EXERCISE: Note how many lines contain "styled" and give that number, with nothing else.

DATASET EXCERPT:
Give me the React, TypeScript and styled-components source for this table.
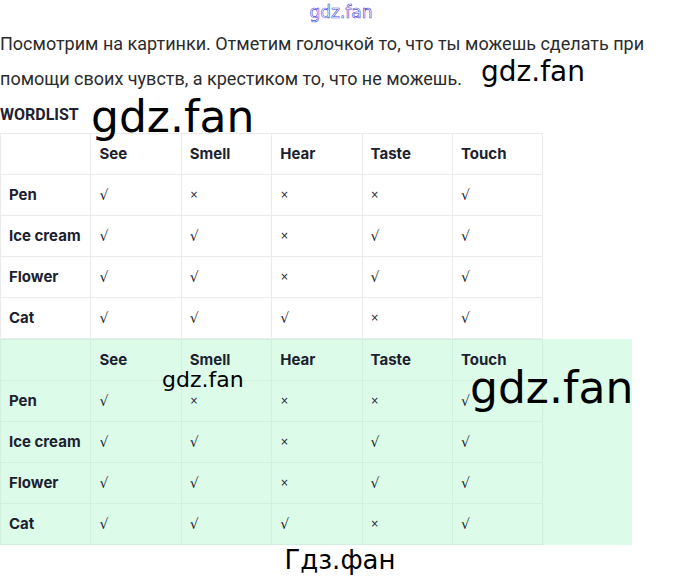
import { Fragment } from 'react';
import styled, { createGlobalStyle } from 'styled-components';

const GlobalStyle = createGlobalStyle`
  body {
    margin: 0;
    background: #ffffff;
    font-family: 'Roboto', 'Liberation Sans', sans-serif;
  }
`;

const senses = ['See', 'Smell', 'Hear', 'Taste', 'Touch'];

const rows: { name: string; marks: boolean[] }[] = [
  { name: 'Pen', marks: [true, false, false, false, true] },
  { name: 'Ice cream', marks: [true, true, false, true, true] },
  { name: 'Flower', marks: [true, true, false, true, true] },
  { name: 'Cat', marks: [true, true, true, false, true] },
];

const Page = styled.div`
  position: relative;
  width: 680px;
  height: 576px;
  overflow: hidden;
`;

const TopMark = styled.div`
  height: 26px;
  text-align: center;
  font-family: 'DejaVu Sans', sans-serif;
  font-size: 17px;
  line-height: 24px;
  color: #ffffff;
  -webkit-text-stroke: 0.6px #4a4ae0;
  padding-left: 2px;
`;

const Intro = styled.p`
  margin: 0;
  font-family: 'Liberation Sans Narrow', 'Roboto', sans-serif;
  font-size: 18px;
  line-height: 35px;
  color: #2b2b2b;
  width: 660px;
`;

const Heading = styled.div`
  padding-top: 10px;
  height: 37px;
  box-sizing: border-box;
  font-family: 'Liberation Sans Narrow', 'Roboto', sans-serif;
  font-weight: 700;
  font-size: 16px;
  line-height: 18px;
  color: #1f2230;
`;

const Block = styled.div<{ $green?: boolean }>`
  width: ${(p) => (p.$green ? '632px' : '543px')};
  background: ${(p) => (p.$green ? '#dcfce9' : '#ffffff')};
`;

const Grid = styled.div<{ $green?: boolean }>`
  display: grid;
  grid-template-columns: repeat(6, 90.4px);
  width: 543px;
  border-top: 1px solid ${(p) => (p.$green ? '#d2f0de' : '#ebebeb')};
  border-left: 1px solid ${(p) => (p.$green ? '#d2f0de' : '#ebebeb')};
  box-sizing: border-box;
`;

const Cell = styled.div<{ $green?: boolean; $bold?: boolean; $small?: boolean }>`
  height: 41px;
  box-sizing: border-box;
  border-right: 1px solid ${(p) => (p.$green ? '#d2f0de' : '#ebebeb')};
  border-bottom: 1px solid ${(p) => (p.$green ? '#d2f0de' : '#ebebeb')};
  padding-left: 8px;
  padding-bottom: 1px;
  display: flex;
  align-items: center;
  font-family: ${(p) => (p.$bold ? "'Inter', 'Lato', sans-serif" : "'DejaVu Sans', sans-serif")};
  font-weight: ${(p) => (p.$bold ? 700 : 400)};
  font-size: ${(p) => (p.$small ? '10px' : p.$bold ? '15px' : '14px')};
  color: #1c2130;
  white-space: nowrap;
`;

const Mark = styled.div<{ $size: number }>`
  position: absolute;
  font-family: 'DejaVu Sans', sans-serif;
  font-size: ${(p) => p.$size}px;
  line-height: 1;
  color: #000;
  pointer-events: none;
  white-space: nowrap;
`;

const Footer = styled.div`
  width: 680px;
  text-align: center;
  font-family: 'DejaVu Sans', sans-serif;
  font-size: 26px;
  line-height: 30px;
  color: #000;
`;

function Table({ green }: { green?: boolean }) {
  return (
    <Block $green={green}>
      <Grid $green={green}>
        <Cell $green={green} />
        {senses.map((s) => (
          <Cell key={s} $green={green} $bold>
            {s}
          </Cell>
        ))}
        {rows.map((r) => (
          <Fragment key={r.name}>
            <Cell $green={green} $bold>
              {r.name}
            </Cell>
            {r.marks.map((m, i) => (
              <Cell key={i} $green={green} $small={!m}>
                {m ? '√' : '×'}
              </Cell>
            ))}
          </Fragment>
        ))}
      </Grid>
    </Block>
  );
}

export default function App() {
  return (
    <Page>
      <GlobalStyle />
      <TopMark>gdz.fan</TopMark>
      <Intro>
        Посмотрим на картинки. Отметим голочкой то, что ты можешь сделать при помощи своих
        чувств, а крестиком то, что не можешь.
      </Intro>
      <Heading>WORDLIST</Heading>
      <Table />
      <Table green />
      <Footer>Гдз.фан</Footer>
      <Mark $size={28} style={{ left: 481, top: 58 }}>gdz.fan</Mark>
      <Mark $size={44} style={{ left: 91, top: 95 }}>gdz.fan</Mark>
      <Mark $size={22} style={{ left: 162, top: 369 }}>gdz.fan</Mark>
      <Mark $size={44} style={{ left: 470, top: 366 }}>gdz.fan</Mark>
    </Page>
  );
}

WRITTEN RESPONSE: 11